When I started high school, I continued going to Mass daily. Our pastor would sometimes tease me by asking, “When are you going to enter the convent?” This irritated me. The fact that I was a daily communicant did not mean I was thinking of becoming a sister. I was sure you could be close to God in or out of the convent, and I began to dream of being a married saint with a dozen kids.
That dream kept hold of me in my early years at Aquinas College. But during the Christmas vacation of my sophomore year, as I practiced for a speech I had to give for an English class, I had a crazy thought: Maybe I should be an actress! At that moment I realized I had better figure out what God wanted me to do! That night I knelt down and prayed with all my heart: God I want to be what you want me to be—even if it is to be a nun! Those were my words.
By the next morning, I knew God wanted me to be a nun. Immediately I began to search for the December 1949 edition of Liguorian that had come to our home a few days earlier. It included a story about Redemptorist priests visiting a community of Redemptoristine Nuns in Toronto who had recently come from England. I always wondered if the Redemptorists had an order for sisters, like the Carmelites, Dominicans, or Franciscans. Since I couldn’t be a Redemptorist priest like my cousins, perhaps I could be a sister in the Redemptorist family. I immediately wrote a letter of inquiry to the prioress, Mother Mary Celeste. I thought it was a cautious letter, but soon after I received the reply: “You are accepted! Come!”
When I spoke to my parents, my mother encouraged me to finish the year of college before joining. She was disappointed it was not a teaching order. The Redemptoristines are a contemplative order dedicated to monastic prayer and especially prayer for the active ministries of the Redemptorist priests and brothers dedicated to “the most abandoned.”

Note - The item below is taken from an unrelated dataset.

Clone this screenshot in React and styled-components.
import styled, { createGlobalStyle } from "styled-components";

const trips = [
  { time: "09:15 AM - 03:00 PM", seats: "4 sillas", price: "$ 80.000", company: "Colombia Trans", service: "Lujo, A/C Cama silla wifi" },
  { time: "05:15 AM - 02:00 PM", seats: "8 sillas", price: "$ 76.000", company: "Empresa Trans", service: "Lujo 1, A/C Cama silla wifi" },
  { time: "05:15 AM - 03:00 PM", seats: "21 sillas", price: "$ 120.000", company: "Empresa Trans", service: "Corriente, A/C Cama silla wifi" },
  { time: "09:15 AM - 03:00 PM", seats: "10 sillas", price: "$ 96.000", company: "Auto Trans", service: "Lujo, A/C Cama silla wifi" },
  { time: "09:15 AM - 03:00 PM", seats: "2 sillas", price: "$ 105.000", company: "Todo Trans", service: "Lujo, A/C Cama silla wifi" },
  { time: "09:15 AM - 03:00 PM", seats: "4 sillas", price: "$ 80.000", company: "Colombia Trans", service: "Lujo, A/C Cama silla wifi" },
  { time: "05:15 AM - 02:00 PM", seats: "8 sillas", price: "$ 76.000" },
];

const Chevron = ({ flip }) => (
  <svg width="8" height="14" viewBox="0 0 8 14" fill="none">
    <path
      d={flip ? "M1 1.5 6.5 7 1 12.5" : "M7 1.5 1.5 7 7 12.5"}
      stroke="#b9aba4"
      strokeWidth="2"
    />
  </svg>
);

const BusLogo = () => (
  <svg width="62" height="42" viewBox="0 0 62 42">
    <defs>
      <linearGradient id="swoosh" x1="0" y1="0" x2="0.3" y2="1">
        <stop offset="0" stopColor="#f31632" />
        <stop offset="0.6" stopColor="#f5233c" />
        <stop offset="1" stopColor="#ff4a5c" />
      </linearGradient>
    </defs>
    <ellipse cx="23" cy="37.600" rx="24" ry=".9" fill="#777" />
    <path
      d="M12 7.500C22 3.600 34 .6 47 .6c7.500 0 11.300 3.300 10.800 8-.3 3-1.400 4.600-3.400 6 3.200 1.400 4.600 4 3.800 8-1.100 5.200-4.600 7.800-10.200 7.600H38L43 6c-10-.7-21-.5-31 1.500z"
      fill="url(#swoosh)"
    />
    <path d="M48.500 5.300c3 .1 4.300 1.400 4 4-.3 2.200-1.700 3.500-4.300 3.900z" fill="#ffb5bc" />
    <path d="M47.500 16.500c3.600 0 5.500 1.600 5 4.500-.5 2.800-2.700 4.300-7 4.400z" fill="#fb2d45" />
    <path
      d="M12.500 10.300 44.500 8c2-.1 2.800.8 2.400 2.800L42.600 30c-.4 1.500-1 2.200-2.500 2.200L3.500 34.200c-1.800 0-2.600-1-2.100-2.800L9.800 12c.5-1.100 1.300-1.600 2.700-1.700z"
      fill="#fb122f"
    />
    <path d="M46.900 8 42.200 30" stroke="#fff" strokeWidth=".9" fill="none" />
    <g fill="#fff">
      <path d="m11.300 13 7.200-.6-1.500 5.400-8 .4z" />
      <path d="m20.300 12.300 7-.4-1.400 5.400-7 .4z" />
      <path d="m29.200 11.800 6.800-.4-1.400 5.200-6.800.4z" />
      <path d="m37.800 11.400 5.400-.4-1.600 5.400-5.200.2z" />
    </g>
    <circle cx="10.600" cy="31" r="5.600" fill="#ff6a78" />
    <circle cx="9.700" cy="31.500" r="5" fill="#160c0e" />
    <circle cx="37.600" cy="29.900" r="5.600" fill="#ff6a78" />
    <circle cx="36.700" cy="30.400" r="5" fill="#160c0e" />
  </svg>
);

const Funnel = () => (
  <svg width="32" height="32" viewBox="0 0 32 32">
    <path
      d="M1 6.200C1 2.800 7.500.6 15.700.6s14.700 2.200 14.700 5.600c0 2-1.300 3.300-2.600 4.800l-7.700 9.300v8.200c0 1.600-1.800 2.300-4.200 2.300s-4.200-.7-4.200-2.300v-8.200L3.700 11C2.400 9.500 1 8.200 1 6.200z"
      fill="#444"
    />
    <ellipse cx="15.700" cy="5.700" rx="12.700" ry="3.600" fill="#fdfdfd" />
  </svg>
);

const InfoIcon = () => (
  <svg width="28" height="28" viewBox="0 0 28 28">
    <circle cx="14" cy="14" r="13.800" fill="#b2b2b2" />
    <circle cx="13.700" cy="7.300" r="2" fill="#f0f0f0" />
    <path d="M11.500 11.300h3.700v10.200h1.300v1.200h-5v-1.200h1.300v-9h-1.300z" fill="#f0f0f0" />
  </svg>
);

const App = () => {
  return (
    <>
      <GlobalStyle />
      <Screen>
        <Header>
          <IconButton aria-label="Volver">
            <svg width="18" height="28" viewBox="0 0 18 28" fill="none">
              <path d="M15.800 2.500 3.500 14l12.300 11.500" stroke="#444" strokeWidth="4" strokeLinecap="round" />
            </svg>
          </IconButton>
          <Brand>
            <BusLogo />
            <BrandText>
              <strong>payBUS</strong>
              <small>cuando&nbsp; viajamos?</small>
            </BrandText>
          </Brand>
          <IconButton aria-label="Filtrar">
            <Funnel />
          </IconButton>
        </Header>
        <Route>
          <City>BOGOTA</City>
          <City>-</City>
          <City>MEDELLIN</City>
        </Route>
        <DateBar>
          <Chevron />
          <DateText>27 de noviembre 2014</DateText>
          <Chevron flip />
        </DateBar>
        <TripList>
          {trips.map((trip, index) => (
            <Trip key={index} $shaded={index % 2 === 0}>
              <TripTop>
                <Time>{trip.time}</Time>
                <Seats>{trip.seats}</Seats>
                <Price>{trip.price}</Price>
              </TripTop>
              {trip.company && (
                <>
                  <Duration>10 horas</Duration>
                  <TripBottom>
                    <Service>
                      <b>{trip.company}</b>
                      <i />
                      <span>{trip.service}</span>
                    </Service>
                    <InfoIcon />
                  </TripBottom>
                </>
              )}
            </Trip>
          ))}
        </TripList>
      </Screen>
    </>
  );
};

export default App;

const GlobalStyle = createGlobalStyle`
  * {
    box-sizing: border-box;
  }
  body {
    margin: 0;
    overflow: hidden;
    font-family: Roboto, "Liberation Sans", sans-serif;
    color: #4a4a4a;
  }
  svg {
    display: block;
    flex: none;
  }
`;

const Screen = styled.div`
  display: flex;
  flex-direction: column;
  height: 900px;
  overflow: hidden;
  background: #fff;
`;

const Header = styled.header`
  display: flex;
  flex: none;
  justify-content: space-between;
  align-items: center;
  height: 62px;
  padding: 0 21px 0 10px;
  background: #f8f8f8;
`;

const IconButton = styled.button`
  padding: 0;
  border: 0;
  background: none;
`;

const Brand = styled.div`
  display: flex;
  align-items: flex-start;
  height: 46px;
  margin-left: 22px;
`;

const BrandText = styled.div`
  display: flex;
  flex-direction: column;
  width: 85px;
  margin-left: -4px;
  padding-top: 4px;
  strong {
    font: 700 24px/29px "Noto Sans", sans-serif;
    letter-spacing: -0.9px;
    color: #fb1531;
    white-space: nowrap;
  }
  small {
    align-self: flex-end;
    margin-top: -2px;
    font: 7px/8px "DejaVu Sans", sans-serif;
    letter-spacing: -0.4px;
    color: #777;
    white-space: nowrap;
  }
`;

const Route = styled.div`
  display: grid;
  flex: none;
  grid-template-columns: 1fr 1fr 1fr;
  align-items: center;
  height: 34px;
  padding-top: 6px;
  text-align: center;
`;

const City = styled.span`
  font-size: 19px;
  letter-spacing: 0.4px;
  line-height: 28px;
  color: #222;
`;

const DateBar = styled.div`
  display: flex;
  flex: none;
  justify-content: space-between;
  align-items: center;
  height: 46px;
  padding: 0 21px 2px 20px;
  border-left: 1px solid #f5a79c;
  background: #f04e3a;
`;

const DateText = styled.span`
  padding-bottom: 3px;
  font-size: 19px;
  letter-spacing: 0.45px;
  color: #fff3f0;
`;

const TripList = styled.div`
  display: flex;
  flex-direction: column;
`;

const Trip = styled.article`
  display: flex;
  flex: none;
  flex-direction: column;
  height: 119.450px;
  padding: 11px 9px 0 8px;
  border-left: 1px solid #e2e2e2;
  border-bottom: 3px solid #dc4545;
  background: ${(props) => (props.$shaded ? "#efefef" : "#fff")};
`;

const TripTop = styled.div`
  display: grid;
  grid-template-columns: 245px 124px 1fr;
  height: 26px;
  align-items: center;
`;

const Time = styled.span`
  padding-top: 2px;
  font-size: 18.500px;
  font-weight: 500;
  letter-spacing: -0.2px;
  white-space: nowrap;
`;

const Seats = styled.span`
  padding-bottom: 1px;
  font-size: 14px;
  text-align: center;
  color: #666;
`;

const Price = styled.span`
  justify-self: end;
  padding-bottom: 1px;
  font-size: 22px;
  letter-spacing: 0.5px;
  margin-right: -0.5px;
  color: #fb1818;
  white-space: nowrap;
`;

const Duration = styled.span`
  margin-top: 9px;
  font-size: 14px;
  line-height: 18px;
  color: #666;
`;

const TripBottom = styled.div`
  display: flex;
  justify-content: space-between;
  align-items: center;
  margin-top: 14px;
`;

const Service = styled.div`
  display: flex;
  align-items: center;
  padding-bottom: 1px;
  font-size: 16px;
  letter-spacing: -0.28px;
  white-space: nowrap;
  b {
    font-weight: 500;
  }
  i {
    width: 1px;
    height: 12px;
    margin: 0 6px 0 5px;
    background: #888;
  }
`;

On March 31, 1951—Saturday of the Octave of Easter, I became a novice with the new name Sr. Mary Peter of Jesus. Our community soon moved to an empty estate overlooking Kemfenbelt Bay on Lake Simcoe in Barrie, Ontario. We were poor and worked hard to earn a living by sewing vestments, making Redemptorist habits, Infant Jesus of Prague statues and garments, and art of various kinds. We also maintained a large vegetable garden to grow our own food.
By 1957, the community had grown to close to forty, large enough to consider making a foundation in the United States. I was one of six sisters chosen to found the first monastery in the United States in Esopus, New York, on the property of Mount St. Alphonsus, the Redemptorist major seminary. I came as novice mistress and laundress. Over the years since, I have often been involved with formation work. I served as councilor, subprioress, or prioress at different times. I learned to make Redemptorist habits and was in charge of that department for some years. I also pursued training in spiritual direction in two valuable programs, and I continue to be available for this blessed and beautiful ministry.

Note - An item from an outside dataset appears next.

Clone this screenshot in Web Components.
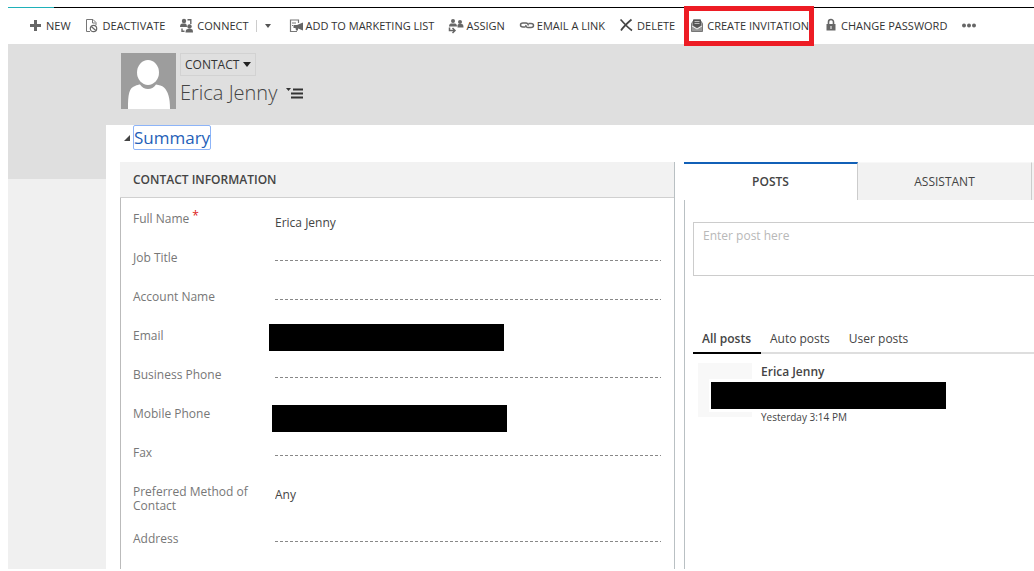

Q. What are the signs of God’s presence in your vocation?
A. A strong sign of God’s presence in my life is my own basic happiness. I am amazed I came to this calling. I have remained in it, basically at peace and content, through many difficult times. I’ve never really doubted that this is where God wanted me to be.
Q. Please tell us what the Catholic Church and the Catholic faith sustain in you.
A. My Catholic faith is my greatest resource for life. I thank God I was born into a believing family. God has instilled in me a desire to always seek out the best teachers and their teachings about our faith. I am troubled when some priests and bishops—and even the laity—appear to fault Pope Francis. It seems to me that the teaching of Pope Francis emulates that of Jesus in the Gospels. It’s kind, warm, and liberating.
Q. What gives you hope in the Church today?
A. What gives me hope are the many good laypeople who are so dedicated to raising their families with generosity and love, teaching their children to be kind and good, and educating them to be ready to serve others. I see this in my own extended family, and it lifts my heart. I am also hopeful because of the growing love for prayer and spirituality among the laypeople I know. I see a very real longing for God, and people giving time and effort to pursue and sustain their faith. God, who is love, rules the universe and at the same time is the love filling us and leading us on, day by day, so simply. With God, we find plentiful redemption!